Setelah Revolusi Amerika 1776 dan Revolusi Prancis pada 1792 berkembang pemikiran bahwa posisi perempuan kurang beruntung daripada laki-laki dalam realitas sosialnya. Ketika itu, perempuan, baik dari kalangan atas, menengah ataupun bawah, tidak memiliki hak-hak seperti hak untuk mendapatkan pendidikan, berpolitik, hak atas milik dan pekerjaan. Oleh karena itulah, kedudukan perempuan tidaklah sama dengan laki-laki dihadapan hukum. Pada 1785 perkumpulan masyarakat ilmiah untuk perempuan pertama kali didirikan di Middelburg, sebuah kota di selatan Belanda.
Kata feminisme dicetuskan pertama kali oleh aktivis sosialis utopis, Charles Fourier pada tahun 1837. Pergerakan yang berpusat di Eropa ini berpindah ke Amerika dan berkembang pesat sejak publikasi John Stuart Mill, "Perempuan sebagai Subyek" ( The Subjection of Women) pada tahun (1869). Perjuangan mereka menandai kelahiran feminisme Gelombang Pertama.

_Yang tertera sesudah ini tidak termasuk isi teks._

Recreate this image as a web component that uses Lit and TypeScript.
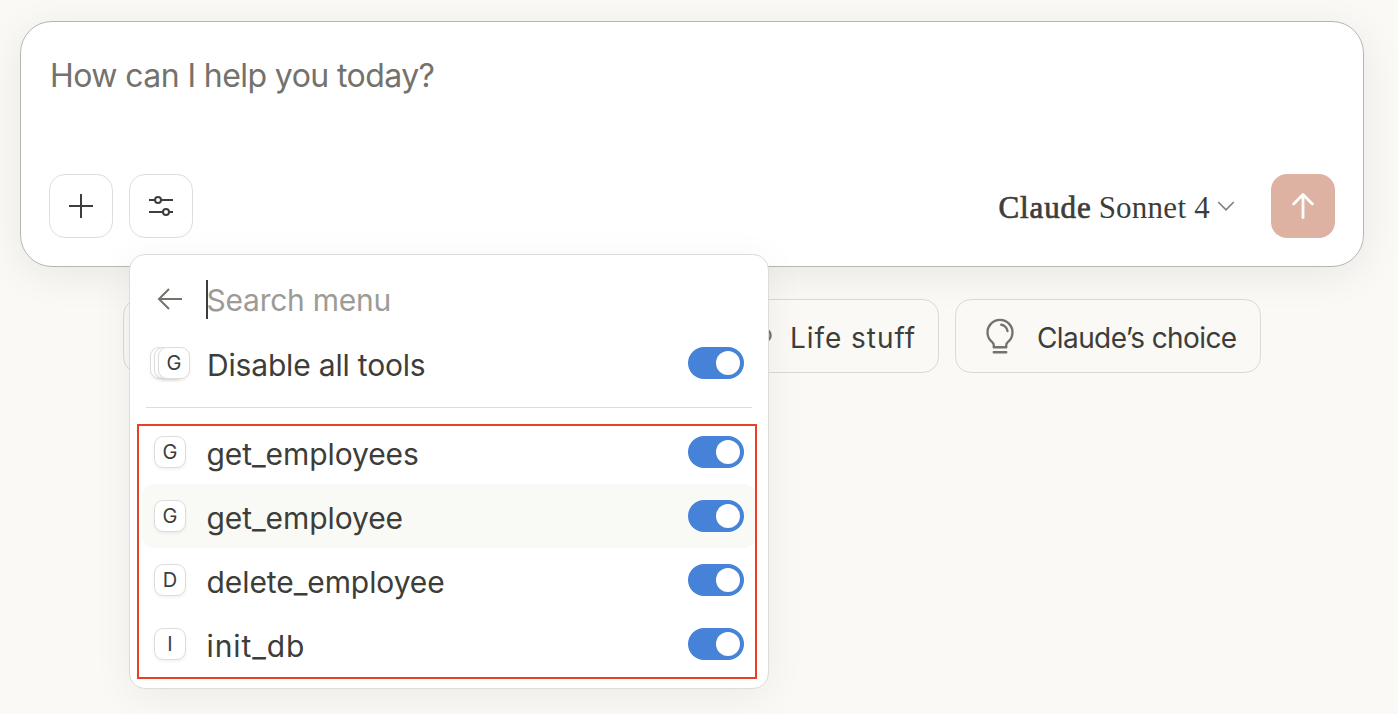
import { LitElement, html, css } from "lit";
import { customElement, property } from "lit/decorators.js";

@customElement("tool-switch")
class ToolSwitch extends LitElement {
  static styles = css`
    :host { display: flex; justify-content: flex-end; box-sizing: border-box; width: 56px; height: 32px; padding: 4px; border-radius: 16px; background: #4582d8; }
    .knob { width: 24px; height: 24px; border-radius: 50%; background: #fff; }
  `;
  render() { return html`<div class="knob"></div>`; }
}

@customElement("tool-row")
class ToolRow extends LitElement {
  @property() name = "";
  @property() letter = "";
  static styles = css`
    :host { display: flex; align-items: center; box-sizing: border-box; height: 64px; padding: 0 12px; border-radius: 12px; letter-spacing: -.08px; }
    :host([active]) { background: #f9faf5; }
    :host([loose]) { letter-spacing: .9px; }
    .badge { box-sizing: border-box; width: 32px; height: 32px; border: 1px solid #dcdcda; border-radius: 9px; background: #fff; box-shadow: 0 2px 3px rgba(0,0,0,.05); display: flex; align-items: center; justify-content: center; font-size: 20px; line-height: 20px; letter-spacing: 0; color: #3d3d3a; }
    .name { flex: 1; margin-left: 20.5px; padding-top: 4px; white-space: nowrap; }
  `;
  render() {
    return html`<div class="badge">${this.letter}</div><div class="name">${this.name}</div><tool-switch></tool-switch>`;
  }
}

@customElement("app-root")
class AppRoot extends LitElement {
  static styles = css`
    :host { display: block; position: relative; box-sizing: border-box; width: 1398px; height: 714px; padding: 21px 34px 0 20px; overflow: hidden; background: #faf9f5; color: #3d3d3a; font-family: Inter, "Liberation Sans", sans-serif; }
    svg { display: block; }
    .composer { box-sizing: border-box; height: 246px; border: 1px solid #b6b6b2; border-radius: 32px; background: #fff; box-shadow: 0 8px 40px rgba(0,0,0,.075); padding: 33px 28px 28px; display: flex; flex-direction: column; justify-content: space-between; }
    .prompt { padding-left: 1px; font-size: 32px; line-height: 42px; letter-spacing: -.58px; color: #73726c; }
    .bar { display: flex; align-items: center; gap: 16px; }
    .btn { box-sizing: border-box; width: 64px; height: 64px; border: 1px solid #dededc; border-radius: 16px; display: flex; align-items: center; justify-content: center; }
    .model { margin-left: auto; margin-right: 20px; display: flex; align-items: center; gap: 7px; font-family: "Liberation Serif", serif; font-size: 31px; line-height: 36px; white-space: nowrap; }
    .brand { padding-top: 3px; letter-spacing: .9px; -webkit-text-stroke: .7px #3d3d3a; }
    .version { padding-top: 3px; letter-spacing: .25px; }
    .send { width: 64px; height: 64px; border-radius: 16px; background: #ddb2a2; display: flex; align-items: center; justify-content: center; }
    .chips { margin: 32px 103px 0; display: flex; gap: 16px; }
    .chip { box-sizing: border-box; height: 74px; border: 1px solid #dad9d5; border-radius: 16px; background: #faf9f5; padding: 0 24px; display: flex; align-items: center; gap: 17px; color: #3d3d3a; font-size: 28px; white-space: nowrap; }
    .chip span { padding-top: 3px; }
    .chip.blank { flex: 1; }
    .chip.life { width: 231px; letter-spacing: .95px; }
    .chip.choice { width: 306px; letter-spacing: -.6px; }
    .chip svg { flex: none; }
    .menu { position: absolute; left: 129px; top: 254px; box-sizing: border-box; width: 640px; height: 435px; border: 1px solid #dcdcda; border-radius: 16px; background: #fff; box-shadow: 0 8px 40px rgba(0,0,0,.06); padding: 12px; font-size: 30px; line-height: 40px; }
    .search { display: flex; align-items: center; height: 64px; padding-left: 15px; }
    .caret { width: 2px; height: 39px; margin-left: 23px; background: #3d3d3a; }
    .hint { color: #9c9b96; padding-top: 2px; margin-left: -1.5px; letter-spacing: -.25px; }
    .all { display: flex; align-items: center; height: 64px; padding: 0 12px 0 8px; }
    .stack { display: flex; }
    .card { box-sizing: border-box; width: 32px; height: 32px; border: 1px solid #dcdcda; border-radius: 9px; background: #fff; box-shadow: 0 2px 3px rgba(0,0,0,.05); display: flex; align-items: center; justify-content: center; font-size: 20px; }
    .card + .card { margin-left: -28px; }
    .label { flex: 1; margin-left: 17px; padding-top: 3px; letter-spacing: -.18px; }
    .rule { height: 1px; margin: 12px 4px; background: #dcdcda; }
    .marker { position: absolute; left: 137px; top: 424px; box-sizing: border-box; width: 620px; height: 255px; border: 2px solid #ea4026; }
  `;
  private tools = [["G", "get_employees"], ["G", "get_employee"], ["D", "delete_employee"], ["I", "init_db"]];
  render() {
    return html`
      <div class="composer">
        <div class="prompt">How can I help you today?</div>
        <div class="bar">
          <div class="btn"><svg width="24" height="24" fill="none" stroke="#3d3d3a" stroke-width="2"><path d="M12 0v24M0 12h24"/></svg></div>
          <div class="btn"><svg width="24" height="24" fill="none" stroke="#3d3d3a" stroke-width="2"><path d="M0 6h6M12 6h12M0 18h14M20 18h4"/><circle cx="9" cy="6" r="3"/><circle cx="17" cy="18" r="3"/></svg></div>
          <div class="model"><span class="brand">Claude</span><span class="version">Sonnet 4</span><svg width="18" height="12" fill="none" stroke="#83827d" stroke-width="1.7"><path d="M1.2 2L9 9.8 16.8 2"/></svg></div>
          <div class="send"><svg width="24" height="28" fill="none" stroke="#fff" stroke-width="2.8" stroke-linecap="round" stroke-linejoin="round"><path d="M12 25.6V2.6M2.6 12L12 2.6l9.4 9.4"/></svg></div>
        </div>
      </div>
      <div class="chips">
        <div class="chip blank"></div><div class="chip blank"></div><div class="chip blank"></div>
        <div class="chip life"><svg width="40" height="40" viewBox="0 0 256 256" fill="none" stroke="#73726c" stroke-width="15" stroke-linecap="round" stroke-linejoin="round"><path d="M32 216h176M88 24v32M120 24v32M152 24v32M83 216a88 88 0 0 1-51-80V88h176v48a88 88 0 0 1-51 80M208 88a32 32 0 0 1 32 32v8a32 32 0 0 1-32 32"/></svg><span>Life stuff</span></div>
        <div class="chip choice"><svg width="40" height="40" viewBox="0 0 256 256" fill="none" stroke="#73726c" stroke-width="15" stroke-linecap="round" stroke-linejoin="round"><path d="M88 232h80M78 167a80 80 0 1 1 100 0c-6 5-10 12-10 19v14H88v-14c0-7-4-14-10-19zM136 56c20 3 37 20 40 40"/></svg><span>Claude’s choice</span></div>
      </div>
      <div class="menu">
        <div class="search"><svg width="26" height="22" fill="none" stroke="#73726c" stroke-width="2"><path d="M25 11H2M12 1L2 11l10 10"/></svg><span class="caret"></span><span class="hint">Search menu</span></div>
        <div class="all"><div class="stack"><div class="card"></div><div class="card"></div><div class="card">G</div></div><div class="label">Disable all tools</div><tool-switch></tool-switch></div>
        <div class="rule"></div>
        ${this.tools.map(([l, n], i) => html`<tool-row letter=${l} name=${n} ?active=${i === 1} ?loose=${n.length < 8}></tool-row>`)}
      </div>
      <div class="marker"></div>`;
  }
}
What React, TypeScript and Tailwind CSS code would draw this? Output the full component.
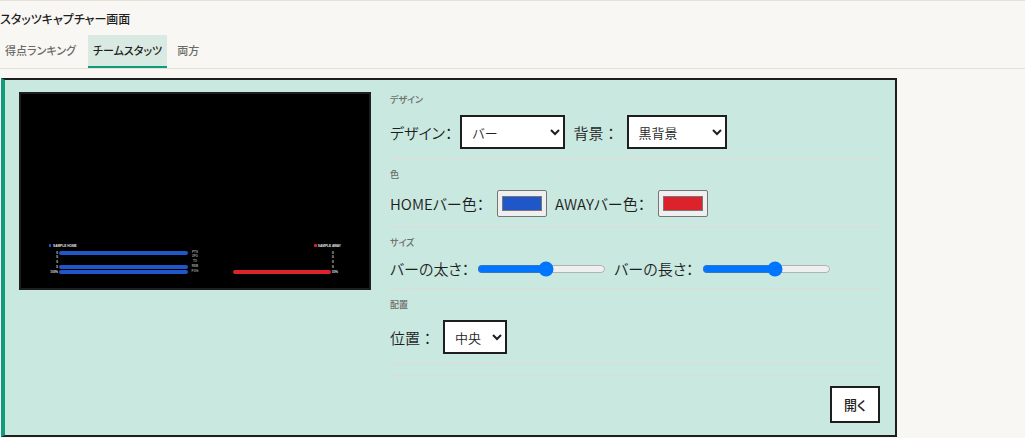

Pada awalnya gerakan ditujukan untuk mengakhiri masa-masa pemasungan terhadap kebebasan perempuan. Secara umum kaum perempuan (feminin) merasa dirugikan dalam semua bidang dan dinomor duakan oleh kaum laki-laki (maskulin) dalam bidang sosial, pekerjaan, pendidikan, dan politik khususnya - terutama dalam masyarakat yang bersifat patriarki. Dalam masyarakat tradisional yang berorientasi Agraris, kaum laki-laki cenderung ditempatkan di depan, di luar rumah, sementara kaum perempuan di dalam rumah. Situasi ini mulai mengalami perubahan ketika datangnya era Liberalisme di Eropa dan terjadinya Revolusi Perancis di abad ke-XVIII yang merambah ke Amerika Serikat dan ke seluruh dunia.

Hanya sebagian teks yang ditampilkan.